# What you should do:
State how many lines of the entries hold the string "this", and output nothing but that count.

# Provided records:
>>>
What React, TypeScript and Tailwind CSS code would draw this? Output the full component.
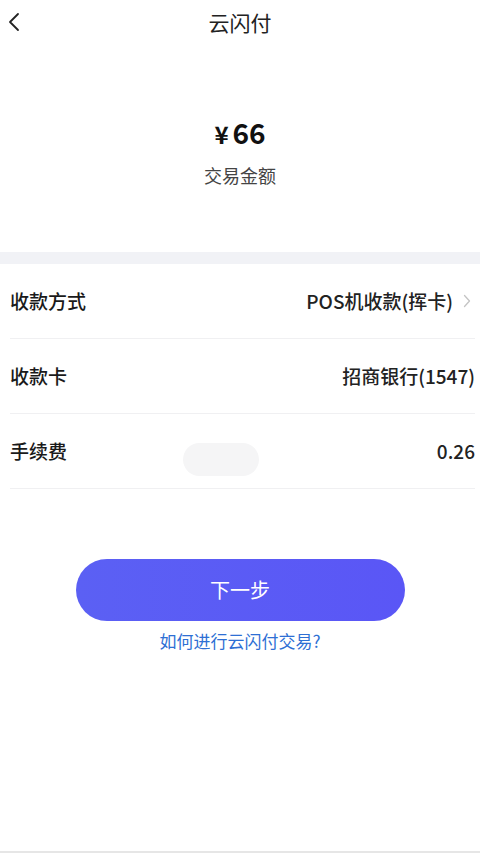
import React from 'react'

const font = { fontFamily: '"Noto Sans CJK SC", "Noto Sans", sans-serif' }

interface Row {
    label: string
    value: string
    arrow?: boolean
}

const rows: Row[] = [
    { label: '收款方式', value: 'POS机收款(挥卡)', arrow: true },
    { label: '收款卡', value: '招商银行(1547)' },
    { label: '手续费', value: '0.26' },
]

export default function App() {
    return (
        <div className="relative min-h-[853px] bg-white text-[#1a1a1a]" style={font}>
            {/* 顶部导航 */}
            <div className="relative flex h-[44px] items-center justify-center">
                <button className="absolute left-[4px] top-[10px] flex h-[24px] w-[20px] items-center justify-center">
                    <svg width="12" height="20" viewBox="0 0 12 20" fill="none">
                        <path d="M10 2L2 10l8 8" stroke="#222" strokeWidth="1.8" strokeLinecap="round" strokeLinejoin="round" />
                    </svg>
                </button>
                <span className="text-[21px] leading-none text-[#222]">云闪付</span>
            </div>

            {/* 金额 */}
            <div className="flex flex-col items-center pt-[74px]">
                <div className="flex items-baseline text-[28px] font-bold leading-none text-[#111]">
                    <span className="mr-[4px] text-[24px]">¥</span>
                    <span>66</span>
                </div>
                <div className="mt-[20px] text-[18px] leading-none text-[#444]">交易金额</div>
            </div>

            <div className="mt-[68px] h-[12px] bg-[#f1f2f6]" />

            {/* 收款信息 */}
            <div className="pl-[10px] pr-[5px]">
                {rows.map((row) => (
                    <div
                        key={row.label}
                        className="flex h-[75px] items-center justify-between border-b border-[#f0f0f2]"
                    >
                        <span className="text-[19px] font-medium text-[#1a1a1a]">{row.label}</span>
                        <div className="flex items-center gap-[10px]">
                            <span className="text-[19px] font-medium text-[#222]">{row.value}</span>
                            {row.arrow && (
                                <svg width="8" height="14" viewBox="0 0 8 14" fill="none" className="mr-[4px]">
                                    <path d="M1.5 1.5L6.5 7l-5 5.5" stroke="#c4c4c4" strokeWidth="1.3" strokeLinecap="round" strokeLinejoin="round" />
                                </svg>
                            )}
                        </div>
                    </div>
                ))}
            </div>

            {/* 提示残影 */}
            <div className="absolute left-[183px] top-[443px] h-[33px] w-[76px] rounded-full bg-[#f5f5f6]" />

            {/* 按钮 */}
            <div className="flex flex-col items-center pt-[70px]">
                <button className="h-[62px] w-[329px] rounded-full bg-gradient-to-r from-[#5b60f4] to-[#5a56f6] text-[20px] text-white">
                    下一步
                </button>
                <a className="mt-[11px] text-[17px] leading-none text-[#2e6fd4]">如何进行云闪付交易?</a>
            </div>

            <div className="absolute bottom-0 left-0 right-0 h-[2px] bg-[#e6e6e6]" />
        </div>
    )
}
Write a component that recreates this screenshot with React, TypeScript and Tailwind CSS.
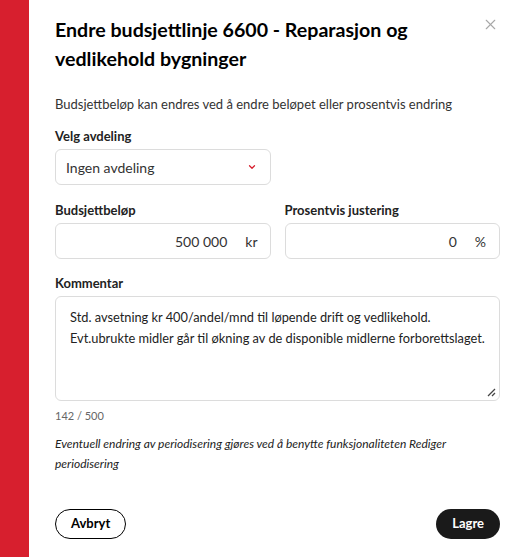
<<<
# Solution:
2